Spectral performance requirements were equally demanding. The multi-notch filters needed to provide deep blocking at several excitation wavelengths while maintaining steep edges and strong transmission elsewhere. Achieving that combination across large substrates required several coating iterations before the final design met the desired targets.

Meanwhile, the schedule added another layer of complexity. Some components had to be sent to an engineering team in Germany so they could begin assembling part of the detection system, while other filters were delivered to the United States for final integration. Coordinating these staged deliveries required constant communication between the teams to keep the overall program on track.

Early assembly results suggested the effort paid off. The compensation elements were aligned correctly within the optical train, and the spectral measurements closely matched the expected performance to support the planned fluorescence separation strategy.

Lessons for integrators and system designers

For engineers developing advanced photonics instruments, the experience reinforces a few familiar lessons.

First, early feasibility discussions with component suppliers are invaluable. Thin-film filters involve trade-offs between blocking depth, bandwidth, edge slope, and manufacturability that are not always obvious during system modeling.

Second, it pays to think at the system level. Filters that meet their individual specifications may still fall short if the interactions between components are not considered early in the design.

Finally, collaboration remains one of the most effective ways to reduce development risk. When system designers and optical component specialists work closely together from the start (in this case over a 2 year period), complex spectral architectures become much easier to translate from theoretical models into working hardware.

As multispectral imaging systems continue to grow in complexity, that kind of collaboration will likely become the norm rather than the exception.

Lessons for integrators and system designers

Rather than quoting strictly against the original specification, the filter team provided modeled spectral curves along with their initial proposal. This allowed the integrator’s engineers to incorporate realistic filter responses into their optical simulations and evaluate how the filters would perform in the full system.

When the updated models were run, several potential issues became apparent, including spectral overlaps that could reduce the ability to separate certain dyes.

This type of early technical exchange is the approach Chroma prefers when working with integrators and OEM partners. Rather than simply building to a specification, the goal is to understand the optical system and the intended application so potential issues can be identified before manufacturing begins. In many cases, small adjustments at this stage can significantly improve manufacturability, system performance, and costs. 
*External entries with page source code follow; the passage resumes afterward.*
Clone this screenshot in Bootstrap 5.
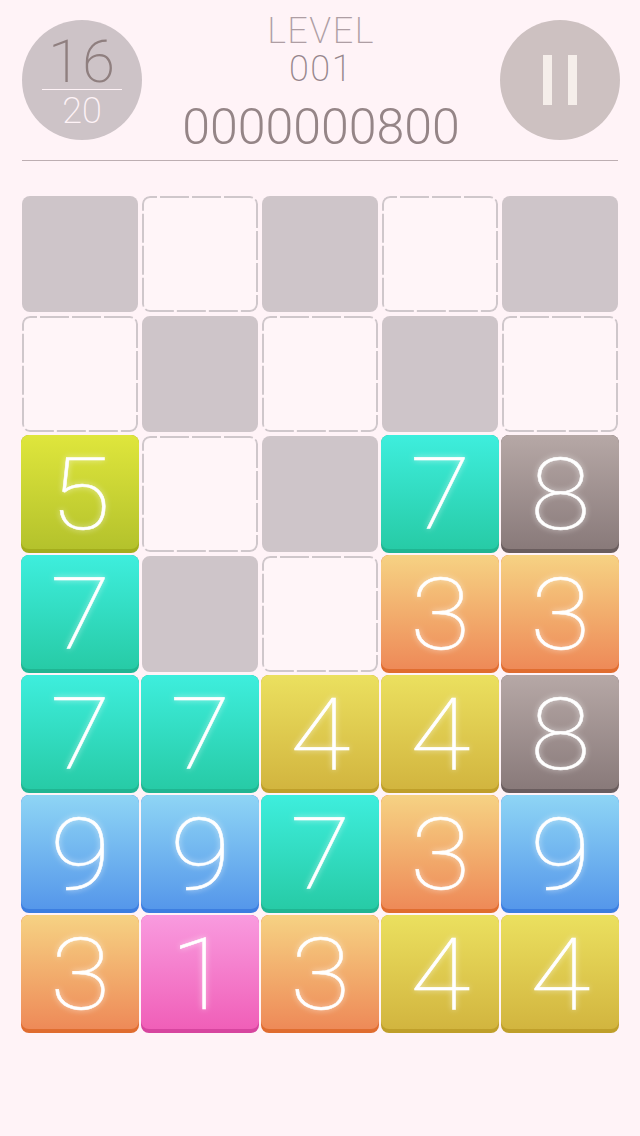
<!DOCTYPE html>
<html lang="en">
<head>
    <meta charset="UTF-8">
    <meta name="viewport" content="width=device-width, initial-scale=1.0">
    <title>Number Tiles</title>
    <link href="https://cdn.jsdelivr.net/npm/bootstrap@5.3.1/dist/css/bootstrap.min.css" rel="stylesheet">
    <style>
        body {
            background-color: #fff3f7;
            font-family: Roboto, "Liberation Sans", sans-serif;
            font-weight: 200;
            width: 640px;
            height: 1136px;
            overflow: hidden;
        }
        .game-head {
            height: 161px;
            margin: 0 22px;
            padding-top: 20px;
            border-bottom: 1px solid #bdaeb2;
        }
        .round-btn {
            width: 120px;
            height: 120px;
            border-radius: 50%;
            flex: none;
        }
        .moves {
            background-color: #cdc3c7;
        }
        .moves-left {
            width: 80px;
            height: 70px;
            padding-top: 14px;
            font-size: 60px;
            line-height: 56px;
            letter-spacing: 1px;
            color: #8f7f7f;
            border-bottom: 1px solid #fff3f7;
        }
        .moves-total {
            font-size: 36px;
            line-height: 42px;
            color: #fff3f7;
        }
        .pause {
            background-color: #cdc1c1;
            gap: 16px;
            margin-right: -2px;
        }
        .pause i {
            width: 9px;
            height: 50px;
            background-color: #f5eeea;
        }
        .level-box {
            margin-top: -9px;
        }
        .level-label {
            font-size: 36px;
            line-height: 40px;
            letter-spacing: 1.5px;
            color: #ae9ea4;
        }
        .level-num {
            font-size: 36px;
            line-height: 36px;
            letter-spacing: 1.5px;
            color: #96868c;
        }
        .score {
            font-size: 50px;
            line-height: 60px;
            margin-top: 10px;
            font-weight: 300;
            color: #958587;
        }
        .board {
            display: grid;
            grid-template-columns: repeat(5, 120px);
            grid-auto-rows: 120px;
            margin: 33px 0 0 20px;
        }
        .slot {
            display: block;
            margin: 2px;
            width: 116px;
            height: 116px;
            border-radius: 8px;
        }
        .slot-gray {
            background-color: #cec5c9;
        }
        #dashed rect {
            fill: #fff5f8;
            stroke: #cfc7cb;
            stroke-width: 2;
            stroke-dasharray: 29 3;
            stroke-dashoffset: 22;
        }
        .tile {
            margin: 1px;
            height: 118px;
            border-radius: 8px;
        }
        .tile-face {
            height: 114px;
            padding-top: 5px;
            border-radius: 8px;
            color: #fff;
            font-size: 100px;
            font-weight: 100;
            line-height: 1;
            text-shadow: 0 0 6px rgba(255, 255, 255, .7);
            -webkit-text-stroke: .5px #fff;
        }
        .digit {
            display: inline-block;
            transform: scaleX(1.1);
        }
        .n1 { background-color: #d7459f; }
        .n1 .tile-face { background-image: linear-gradient(#f99bdf, #f05fb8); }
        .n3 { background-color: #e06d30; }
        .n3 .tile-face { background-image: linear-gradient(#f6d283, #ee8a58); }
        .n4 { background-color: #bf9f2a; }
        .n4 .tile-face { background-image: linear-gradient(#ebe05f, #d2b53f); }
        .n5 { background-color: #a3ad1c; }
        .n5 .tile-face { background-image: linear-gradient(#dfe63c, #b4c22c); }
        .n7 { background-color: #20b592; }
        .n7 .tile-face { background-image: linear-gradient(#3eeedd, #27cba6); }
        .n8 { background-color: #6a5d5e; }
        .n8 .tile-face { background-image: linear-gradient(#b6a8a6, #897a7a); }
        .n9 { background-color: #3c7ee0; }
        .n9 .tile-face { background-image: linear-gradient(#8ed5f5, #5597ea); }
    </style>
</head>
<body>

<svg width="0" height="0" class="position-absolute">
    <symbol id="dashed" viewBox="0 0 116 116">
        <rect x="1" y="1" width="114" height="114" rx="7"/>
    </symbol>
</svg>

<div class="game-head d-flex justify-content-between">
    <div class="round-btn moves d-flex flex-column align-items-center">
        <div class="moves-left text-center">16</div>
        <div class="moves-total">20</div>
    </div>
    <div class="level-box text-center">
        <div class="level-label">LEVEL</div>
        <div class="level-num">001</div>
        <div class="score">0000000800</div>
    </div>
    <div class="round-btn pause d-flex justify-content-center align-items-center">
        <i></i><i></i>
    </div>
</div>

<div class="board">
    <div class="slot slot-gray"></div>
    <svg class="slot"><use href="#dashed"/></svg>
    <div class="slot slot-gray"></div>
    <svg class="slot"><use href="#dashed"/></svg>
    <div class="slot slot-gray"></div>

    <svg class="slot"><use href="#dashed"/></svg>
    <div class="slot slot-gray"></div>
    <svg class="slot"><use href="#dashed"/></svg>
    <div class="slot slot-gray"></div>
    <svg class="slot"><use href="#dashed"/></svg>

    <div class="tile n5"><div class="tile-face d-flex justify-content-center align-items-center"><span class="digit">5</span></div></div>
    <svg class="slot"><use href="#dashed"/></svg>
    <div class="slot slot-gray"></div>
    <div class="tile n7"><div class="tile-face d-flex justify-content-center align-items-center"><span class="digit">7</span></div></div>
    <div class="tile n8"><div class="tile-face d-flex justify-content-center align-items-center"><span class="digit">8</span></div></div>

    <div class="tile n7"><div class="tile-face d-flex justify-content-center align-items-center"><span class="digit">7</span></div></div>
    <div class="slot slot-gray"></div>
    <svg class="slot"><use href="#dashed"/></svg>
    <div class="tile n3"><div class="tile-face d-flex justify-content-center align-items-center"><span class="digit">3</span></div></div>
    <div class="tile n3"><div class="tile-face d-flex justify-content-center align-items-center"><span class="digit">3</span></div></div>

    <div class="tile n7"><div class="tile-face d-flex justify-content-center align-items-center"><span class="digit">7</span></div></div>
    <div class="tile n7"><div class="tile-face d-flex justify-content-center align-items-center"><span class="digit">7</span></div></div>
    <div class="tile n4"><div class="tile-face d-flex justify-content-center align-items-center"><span class="digit">4</span></div></div>
    <div class="tile n4"><div class="tile-face d-flex justify-content-center align-items-center"><span class="digit">4</span></div></div>
    <div class="tile n8"><div class="tile-face d-flex justify-content-center align-items-center"><span class="digit">8</span></div></div>

    <div class="tile n9"><div class="tile-face d-flex justify-content-center align-items-center"><span class="digit">9</span></div></div>
    <div class="tile n9"><div class="tile-face d-flex justify-content-center align-items-center"><span class="digit">9</span></div></div>
    <div class="tile n7"><div class="tile-face d-flex justify-content-center align-items-center"><span class="digit">7</span></div></div>
    <div class="tile n3"><div class="tile-face d-flex justify-content-center align-items-center"><span class="digit">3</span></div></div>
    <div class="tile n9"><div class="tile-face d-flex justify-content-center align-items-center"><span class="digit">9</span></div></div>

    <div class="tile n3"><div class="tile-face d-flex justify-content-center align-items-center"><span class="digit">3</span></div></div>
    <div class="tile n1"><div class="tile-face d-flex justify-content-center align-items-center"><span class="digit">1</span></div></div>
    <div class="tile n3"><div class="tile-face d-flex justify-content-center align-items-center"><span class="digit">3</span></div></div>
    <div class="tile n4"><div class="tile-face d-flex justify-content-center align-items-center"><span class="digit">4</span></div></div>
    <div class="tile n4"><div class="tile-face d-flex justify-content-center align-items-center"><span class="digit">4</span></div></div>
</div>

<script src="https://cdn.jsdelivr.net/npm/bootstrap@5.3.1/dist/js/bootstrap.bundle.min.js"></script>
</body>
</html>
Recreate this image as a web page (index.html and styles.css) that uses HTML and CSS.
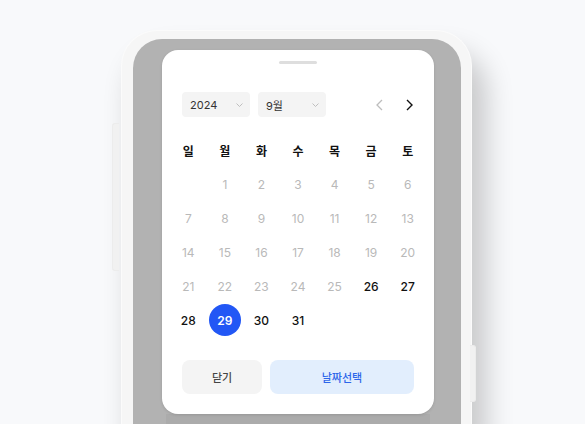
FILE: index.html
```html
<!DOCTYPE html>
<html lang="ko">
<head>
<meta charset="utf-8">
<link rel="stylesheet" href="styles.css">
</head>
<body>
<div class="stage">
  <div class="phone">
    <span class="btn-side btn-left"></span>
    <span class="btn-side btn-right"></span>
    <div class="screen">
      <div class="sheet">
        <div class="handle"></div>
        <div class="header">
          <div class="selects">
            <div class="select sel-year"><span>2024</span>
              <svg class="caret" width="7" height="4" viewBox="0 0 7 4"><polyline points="0.5,0.5 3.5,3.5 6.5,0.5" fill="none" stroke="#b9b9b9" stroke-width="0.9"/></svg>
            </div>
            <div class="select sel-month"><span>9월</span>
              <svg class="caret" width="7" height="4" viewBox="0 0 7 4"><polyline points="0.5,0.5 3.5,3.5 6.5,0.5" fill="none" stroke="#b9b9b9" stroke-width="0.9"/></svg>
            </div>
          </div>
          <div class="nav">
            <svg width="7" height="12" viewBox="0 0 7 12"><polyline points="6,1 1,6 6,11" fill="none" stroke="#bdbdbd" stroke-width="1.3"/></svg>
            <svg width="7" height="12" viewBox="0 0 7 12"><polyline points="1,1 6,6 1,11" fill="none" stroke="#111" stroke-width="1.4"/></svg>
          </div>
        </div>
        <div class="grid">
          <div class="wd">일</div><div class="wd">월</div><div class="wd">화</div><div class="wd">수</div><div class="wd">목</div><div class="wd">금</div><div class="wd">토</div>
          <div class="d"></div>
          <div class="d off">1</div><div class="d off">2</div><div class="d off">3</div><div class="d off">4</div><div class="d off">5</div><div class="d off">6</div>
          <div class="d off">7</div><div class="d off">8</div><div class="d off">9</div><div class="d off">10</div><div class="d off">11</div><div class="d off">12</div><div class="d off">13</div>
          <div class="d off">14</div><div class="d off">15</div><div class="d off">16</div><div class="d off">17</div><div class="d off">18</div><div class="d off">19</div><div class="d off">20</div>
          <div class="d off">21</div><div class="d off">22</div><div class="d off">23</div><div class="d off">24</div><div class="d off">25</div><div class="d on">26</div><div class="d on">27</div>
          <div class="d on">28</div><div class="d on"><span class="sel">29</span></div><div class="d on">30</div><div class="d on">31</div>
        </div>
        <div class="actions">
          <button class="btn btn-close">닫기</button>
          <button class="btn btn-ok">날짜선택</button>
        </div>
      </div>
      <div class="behind"></div>
    </div>
  </div>
</div>
</body>
</html>
```

FILE: styles.css
```css
* { box-sizing: border-box; }
html, body {
  margin: 0;
  padding: 0;
  width: 585px;
  height: 424px;
  overflow: hidden;
  background: #f8f9fb;
  font-family: "Inter", "Noto Sans CJK KR", sans-serif;
}
.stage {
  padding: 30px 0 0 121px;
}
.phone {
  position: relative;
  width: 351px;
  height: 394px;
  background: #f6f6f6;
  border: 1px solid #fbfbfb;
  border-bottom: none;
  border-radius: 36px 36px 0 0;
  padding: 8px 10px 0 11px;
  box-shadow: 12px 24px 28px 2px rgba(0, 0, 0, 0.2);
}
.btn-side {
  position: absolute;
  background: #f1f1f1;
  border: 1px solid #ececec;
}
.btn-left {
  left: -10px;
  top: 92px;
  width: 7px;
  height: 148px;
  border-radius: 3px 0 0 3px;
  border-right: none;
}
.btn-right {
  right: -5px;
  top: 314px;
  width: 6px;
  height: 57px;
  border-radius: 0 3px 3px 0;
  border-left: none;
}
.screen {
  background: #b2b2b2;
  border-radius: 29px 29px 0 0;
  height: 385px;
  padding: 11px 27px 0 29px;
  display: flex;
  flex-direction: column;
  align-items: center;
  overflow: hidden;
}
.sheet {
  width: 272px;
  flex-shrink: 0;
  background: #fff;
  border-radius: 16px;
  padding: 11px 20px 20px;
  box-shadow: 0 1px 3px rgba(0,0,0,0.12);
  position: relative;
  z-index: 1;
}
.behind {
  width: 264px;
  height: 10px;
  flex-shrink: 0;
  background: #ababab;
}
.handle {
  width: 38px;
  height: 3px;
  border-radius: 2px;
  background: #dedede;
  margin: 0 auto;
}
.header {
  margin-top: 28px;
  display: flex;
  justify-content: space-between;
  align-items: center;
}
.selects {
  display: flex;
  gap: 8px;
}
.select {
  width: 68px;
  height: 25px;
  background: #f4f4f4;
  border-radius: 4px;
  display: flex;
  align-items: center;
  justify-content: space-between;
  padding: 0 7px 0 8px;
  font-size: 11px;
  color: #333;
}
.caret { display: block; }
.nav {
  display: flex;
  gap: 23px;
  align-items: center;
  padding-right: 1px;
}
.nav svg { display: block; }
.grid {
  margin: 16px -12px 0;
  display: grid;
  grid-template-columns: repeat(7, 1fr);
  grid-auto-rows: 34px;
}
.wd, .d {
  display: flex;
  align-items: center;
  justify-content: center;
  font-size: 12px;
}
.wd {
  font-weight: 700;
  color: #111;
}
.d.off { color: #b9b9b9; }
.d.on { color: #111; font-weight: 500; }
.sel {
  width: 32px;
  height: 32px;
  border-radius: 50%;
  background: #2257f5;
  color: #fff;
  display: flex;
  align-items: center;
  justify-content: center;
  font-weight: 600;
}
.actions {
  margin-top: 23px;
  display: flex;
  gap: 8px;
}
.btn {
  height: 34px;
  border: none;
  border-radius: 8px;
  font-family: "Inter", "Noto Sans CJK KR", sans-serif;
  font-size: 11px;
  font-weight: 500;
  padding: 0;
}
.btn-close {
  width: 80px;
  background: #f4f4f4;
  color: #444;
}
.btn-ok {
  flex: 1;
  background: #e2eefd;
  color: #2d66ea;
}
```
Ultimately, projects like this highlight a broader shift in how complex optical systems are developed. As spectral architecture becomes more sophisticated and tolerances tighten, filters are no longer just catalog components inserted late in the design. They are increasingly part of the system engineering conversation from the start. When integrators and optical component specialists work through the design challenges together early on, the result is not only a filter that meets specification, but one that performs reliably in the instrument it was built to enable.

For many advanced photonics systems today, the most reliable path to a working instrument starts with solving the filter problem together.